Ron: Yeah, you know what else is really something? Me on the mic. Man we in Houston now baby! Where the stage at? Where the groupies at? Let's burn this mofo down son!


Yao: [looks like the chef said no more fried rice only plain rice now sorry]

Ron: Nah, I'm playing wit you son. On the real, though. You feel me though? Back in 04, that was wild man, I know. But it's just when someone disrespects you like that, you gotta clap back man. That's the way I was raised. You got traditions too man, one of my main mans is asian. He made me take off my shoes and everything when I got to his crib. Fresh J's man, I wear those joints to show 'em whose boss! And he made me take 'em off! I had to be walking around his crib in my damn socks!

Yao: Yeah, that's true. I don't like taking my shoes off either. My feet are so damn big it's mad awkard when it's time to leave and everyone's putting their shoes back on and everyone's all staring at my size 22s. Those things are like battleships in middle of fishing ships man. Joints is big.

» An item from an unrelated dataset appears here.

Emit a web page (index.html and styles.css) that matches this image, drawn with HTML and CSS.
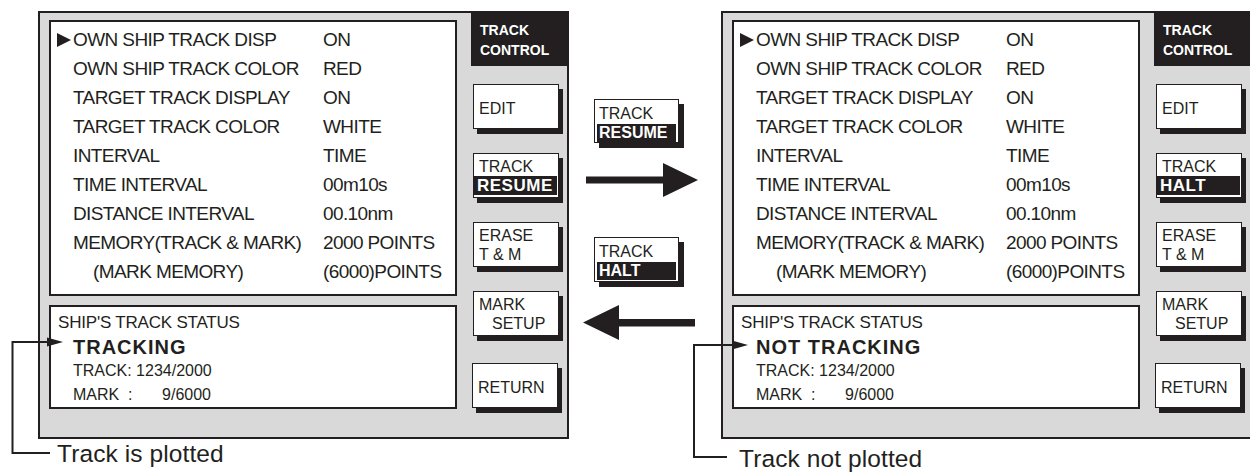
FILE: index.html
```html
<!DOCTYPE html>
<html lang="en">
<head>
    <meta charset="UTF-8">
    <meta name="viewport" content="width=device-width, initial-scale=1.0">
    <title>Track control</title>
    <link rel="stylesheet" href="styles.css">
</head>
<body>
    <div class="page">
        <figure class="screen screen-left">
            <div class="panel">
                <div class="main">
                    <div class="menu">
                        <div class="row"><span class="mark"><i class="tri"></i></span><span class="label">OWN SHIP TRACK DISP</span><span class="value">ON</span></div>
                        <div class="row"><span class="mark"></span><span class="label">OWN SHIP TRACK COLOR</span><span class="value">RED</span></div>
                        <div class="row"><span class="mark"></span><span class="label">TARGET TRACK DISPLAY</span><span class="value">ON</span></div>
                        <div class="row"><span class="mark"></span><span class="label">TARGET TRACK COLOR</span><span class="value">WHITE</span></div>
                        <div class="row"><span class="mark"></span><span class="label">INTERVAL</span><span class="value">TIME</span></div>
                        <div class="row"><span class="mark"></span><span class="label">TIME INTERVAL</span><span class="value">00m10s</span></div>
                        <div class="row"><span class="mark"></span><span class="label">DISTANCE INTERVAL</span><span class="value">00.10nm</span></div>
                        <div class="row"><span class="mark"></span><span class="label">MEMORY(TRACK &amp; MARK)</span><span class="value">2000 POINTS</span></div>
                        <div class="row"><span class="mark"></span><span class="label sub">(MARK MEMORY)</span><span class="value">(6000)POINTS</span></div>
                    </div>
                    <div class="status">
                        <div class="status-head">SHIP'S TRACK STATUS</div>
                        <div class="status-state">TRACKING</div>
                        <div class="status-line">TRACK: 1234/2000</div>
                        <div class="status-line status-mark"><span>MARK&nbsp;&nbsp;:</span><span>9/6000</span></div>
                    </div>
                </div>
                <div class="side">
                    <div class="title">TRACK<br>CONTROL</div>
                    <div class="key key-one"><span>EDIT</span></div>
                    <div class="key"><span>TRACK</span><span class="inv">RESUME</span></div>
                    <div class="key"><span>ERASE</span><span>T &amp; M</span></div>
                    <div class="key"><span>MARK</span><span class="indent">SETUP</span></div>
                    <div class="key key-one key-last"><span>RETURN</span></div>
                </div>
            </div>
            <figcaption class="caption">Track is plotted</figcaption>
        </figure>

        <div class="middle">
            <div class="mini"><span>TRACK</span><span class="inv">RESUME</span></div>
            <svg class="arrow arrow-right" width="112" height="34" viewBox="0 0 112 34">
                <path d="M0 13.5 H77 V0 L112 17 L77 34 V20.5 H0 Z" fill="#231f20"/>
            </svg>
            <div class="mini mini-halt"><span>TRACK</span><span class="inv">HALT</span></div>
            <svg class="arrow arrow-left" width="112" height="35" viewBox="0 0 112 35">
                <path d="M112 14 H36 V0 L0 17.5 L36 35 V21.5 H112 Z" fill="#231f20"/>
            </svg>
        </div>

        <figure class="screen screen-right">
            <div class="panel">
                <div class="main">
                    <div class="menu">
                        <div class="row"><span class="mark"><i class="tri"></i></span><span class="label">OWN SHIP TRACK DISP</span><span class="value">ON</span></div>
                        <div class="row"><span class="mark"></span><span class="label">OWN SHIP TRACK COLOR</span><span class="value">RED</span></div>
                        <div class="row"><span class="mark"></span><span class="label">TARGET TRACK DISPLAY</span><span class="value">ON</span></div>
                        <div class="row"><span class="mark"></span><span class="label">TARGET TRACK COLOR</span><span class="value">WHITE</span></div>
                        <div class="row"><span class="mark"></span><span class="label">INTERVAL</span><span class="value">TIME</span></div>
                        <div class="row"><span class="mark"></span><span class="label">TIME INTERVAL</span><span class="value">00m10s</span></div>
                        <div class="row"><span class="mark"></span><span class="label">DISTANCE INTERVAL</span><span class="value">00.10nm</span></div>
                        <div class="row"><span class="mark"></span><span class="label">MEMORY(TRACK &amp; MARK)</span><span class="value">2000 POINTS</span></div>
                        <div class="row"><span class="mark"></span><span class="label sub">(MARK MEMORY)</span><span class="value">(6000)POINTS</span></div>
                    </div>
                    <div class="status">
                        <div class="status-head">SHIP'S TRACK STATUS</div>
                        <div class="status-state">NOT TRACKING</div>
                        <div class="status-line">TRACK: 1234/2000</div>
                        <div class="status-line status-mark"><span>MARK&nbsp;&nbsp;:</span><span>9/6000</span></div>
                    </div>
                </div>
                <div class="side">
                    <div class="title">TRACK<br>CONTROL</div>
                    <div class="key key-one"><span>EDIT</span></div>
                    <div class="key"><span>TRACK</span><span class="inv">HALT</span></div>
                    <div class="key"><span>ERASE</span><span>T &amp; M</span></div>
                    <div class="key"><span>MARK</span><span class="indent">SETUP</span></div>
                    <div class="key key-one key-last"><span>RETURN</span></div>
                </div>
            </div>
            <figcaption class="caption caption-low">Track not plotted</figcaption>
        </figure>

        <!-- leader lines from the captions to the status text -->
        <svg class="leaders" width="1250" height="476" viewBox="0 0 1250 476">
            <g fill="none" stroke="#231f20" stroke-width="2">
                <polyline points="50,453 12.5,453 12.5,342 50,342"/>
                <polyline points="727,457 694,457 694,345 735,345"/>
            </g>
            <g fill="#231f20">
                <polygon points="47,337.5 63,342 47,346.5"/>
                <polygon points="732,340.5 748,345 732,349.5"/>
            </g>
        </svg>
    </div>
</body>
</html>
```

FILE: styles.css
```css
body {
    margin: 0;
    background-color: #ffffff;
    color: #231f20;
    font-family: "Liberation Sans", Arial, sans-serif;
    overflow: hidden;
}
.page {
    position: relative;
    display: flex;
    align-items: flex-start;
    width: 1250px;
    height: 476px;
    padding-top: 11px;
    box-sizing: border-box;
    overflow: hidden;
}
.screen {
    margin: 0;
    flex: 0 0 531px;
    width: 531px;
}
.screen-left {
    margin-left: 38px;
}
.panel {
    display: flex;
    height: 428px;
    padding-left: 9px;
    box-sizing: border-box;
    border: 2px solid #231f20;
    background-color: #d9d9d9;
}
.main {
    width: 408px;
    margin-top: 7px;
}
.menu {
    height: 276px;
    box-sizing: border-box;
    padding: 3px 0 0 6px;
    border: 2px solid #231f20;
    background-color: #ffffff;
    font-size: 19px;
    letter-spacing: -0.6px;
}
.row {
    display: flex;
    height: 29px;
    line-height: 29px;
    white-space: nowrap;
}
.mark {
    width: 16px;
    flex: 0 0 16px;
}
.tri {
    display: inline-block;
    width: 0;
    height: 0;
    border-left: 14px solid #231f20;
    border-top: 7px solid transparent;
    border-bottom: 7px solid transparent;
    vertical-align: -1px;
}
.label {
    width: 250px;
    flex: 0 0 250px;
}
.label.sub {
    padding-left: 20px;
    width: 230px;
    flex-basis: 230px;
}
.status {
    height: 104px;
    margin-top: 9px;
    box-sizing: border-box;
    padding: 4px 0 0 7px;
    border: 2px solid #231f20;
    background-color: #ffffff;
    line-height: 24px;
}
.status-head {
    font-size: 17px;
    letter-spacing: -0.2px;
}
.status-state {
    padding-left: 15px;
    font-size: 20px;
    font-weight: 700;
    letter-spacing: 1px;
}
.status-line {
    padding-left: 15px;
    font-size: 16px;
}
.status-mark {
    display: flex;
    justify-content: space-between;
    width: 138px;
}
.side {
    width: 96px;
    margin-left: 14px;
    display: flex;
    flex-direction: column;
}
.title {
    height: 53px;
    box-sizing: border-box;
    padding: 7px 0 0 9px;
    background-color: #231f20;
    color: #ffffff;
    font-size: 14px;
    font-weight: 700;
    line-height: 20px;
}
.key {
    width: 86px;
    height: 45px;
    margin: 24px 0 0 2px;
    box-sizing: border-box;
    padding-top: 3px;
    border: 1.5px solid #231f20;
    background-color: #ffffff;
    box-shadow: 4px 5px 0 #231f20;
    display: flex;
    flex-direction: column;
    font-size: 16px;
    line-height: 19px;
}
.key span {
    padding-left: 5px;
}
.key-one {
    justify-content: center;
    padding-top: 4px;
}
.title + .key {
    margin-top: 18px;
}
.key-last {
    margin-left: 1px;
    margin-top: 27px;
}
.key .inv,
.mini .inv {
    background-color: #231f20;
    color: #ffffff;
    font-weight: 700;
    padding-left: 3px;
    margin-right: 1px;
}
.key .inv {
    font-size: 17px;
    letter-spacing: 0.5px;
}
.key .indent {
    padding-left: 18px;
}
.caption {
    margin: 1px 0 0 19px;
    font-size: 24.5px;
    line-height: 28px;
    letter-spacing: 0.1px;
}
.caption-low {
    margin-top: 6px;
    margin-left: 18px;
}
.middle {
    flex: 0 0 152px;
    display: flex;
    flex-direction: column;
    align-items: flex-start;
    padding-top: 88px;
}
.mini {
    width: 85px;
    height: 44px;
    margin-left: 25px;
    box-sizing: border-box;
    padding: 5px 0 0 0;
    border: 1.5px solid #231f20;
    background-color: #ffffff;
    box-shadow: 5px 5px 0 #231f20;
    display: flex;
    flex-direction: column;
    font-size: 16px;
    line-height: 18px;
}
.mini span {
    padding-left: 4px;
}
.mini .inv {
    margin: 1px 2px 0 2px;
    padding-left: 2px;
}
.mini-halt {
    height: 45px;
    margin-top: 40px;
}
.arrow {
    display: block;
}
.arrow-right {
    margin: 20px 0 0 17px;
}
.arrow-left {
    margin: 23px 0 0 14px;
}
.leaders {
    position: absolute;
    left: 0;
    top: 0;
    pointer-events: none;
}
```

Ron: Yeah, so you do feel me!

Yao: Yeah, man. I think I do.

Ron: Plus, I mean, when the dude threw s at me shit had beer in it and everything. If it was like a empty cup, I'd be like whatevs, man, no big deal. But it still had beer in it! Dude might have had influenza or whooping cough or something. Streets is dangerous man.


(Photo Credit: http://www.flickr.com/photos/roland/2594355486/)

"When we see persons of worth, we should think of equaling them; when we see persons of a contrary character, we should turn inwards and examine ourselves."

Yao: You know what, Ron. I've learned a lot about you today.

Ron: Yeah, I can do that sometimes. Can't help it. I'm just a mad real dude, man.

Yao: No, seriously. I feel like I should open up more.

Ron: [eyeing him suspiciously] Whoa, hey now man. Hold up a minnute. What you getting at.

Yao: With T-mac I mean I brought him to some nice Chinese restaurants and showed him what's real in Chinatown and what's not. Hooked him up with some nice bootleg dvd's and knockoff iPhones. But yo.

Ron: Yo.

Yao: You every try bean curd?

"Without feelings of respect, what is there to distinguish men from beasts?"

Wednesday, July 30, 2008

houston we have a ron-ron


(Photo Credit: http://www.flickr.com/photos/jurvetson/1484545713/)

palace of auburn hills fan favorite ronny artest is packing his bags baby. bye bye cowbells hello longhorn nation. time for you to brush off the mic homie welcome to the home of screwed and chopped.

how's this gonna work out? we know adelman likes to run and we know ron likes to go nuts. no wonder they like each other it's one user enabling another. shooting up some run-n-gun, snorting some complicated ball movement, and coughing up a championship or 2 before the machine flat-lines. that's the plan.

reality. adelman worked some magic not gonna lie. 22 games all wins no losses. money. plus he made it work with yao when guy was healthy. you got a 7'6 dude not named shawn bradley you do half-court sets man you dribble up and feed the beast down low. that's how it works. nope. adleman made yao a piece of the rocket machine. that was good. you can do the pass the ball to 1 guy and watch him iso move with kobe maybe but yao ain't kobe. so that was a nice call.

still no postseason movement though. yeah yao was banged up and t-mac was doing the '01 orlando magic dance again but still. hence the ron grab.

(Photo Credit: http://www.flickr.com/photos/elsie/8229790/in/photostream/)

how's homie fit in? t-mac is stoked, yao prolly popped a couple bottles soaked the ground up real nice in the motherland, and adelman always had mancrush on dude. artest is still madman but he's crazy with something to prove. so i got a feeling he'll keep his junk in his trunk for at least this season no alpha dog bitchfights in my humble opine.

in the machine tho how's this cog fit when the rockets in movement. 1st of all this is one random ass team always has been. skip's streetball king you figure he likes fast paced behind-the-back, off-the-elbow, between-the-legs. shane's defense guy with a money 3. t-mac's 1 man circus show or at least he used to be. yao is great wall. it's like a jigsaw puzzle where all the pieces are from different puzzles with different colors and shit but the shapes somehow fit. at least during that little run they had there.


(Photo Credit: http://www.flickr.com/photos/mckaysavage/492195450/)

ron is crazy talented but not in that textbook ray-allen-follow-through, smooth criminal kobe way. he's kinda all herky jerky muscle-my-way a la bron bron kind of offensive might. so he's just another awkward piece cut from another cloth that just might fit in seamlessly.

as a fan of basketball im stoked. it's not like washington's big 3 where it's basically different manifestations of the same character. it's not boston's 3 guys commited to 1 goal type poetic shit. this is 3 guys from different planets trying to make it to mars.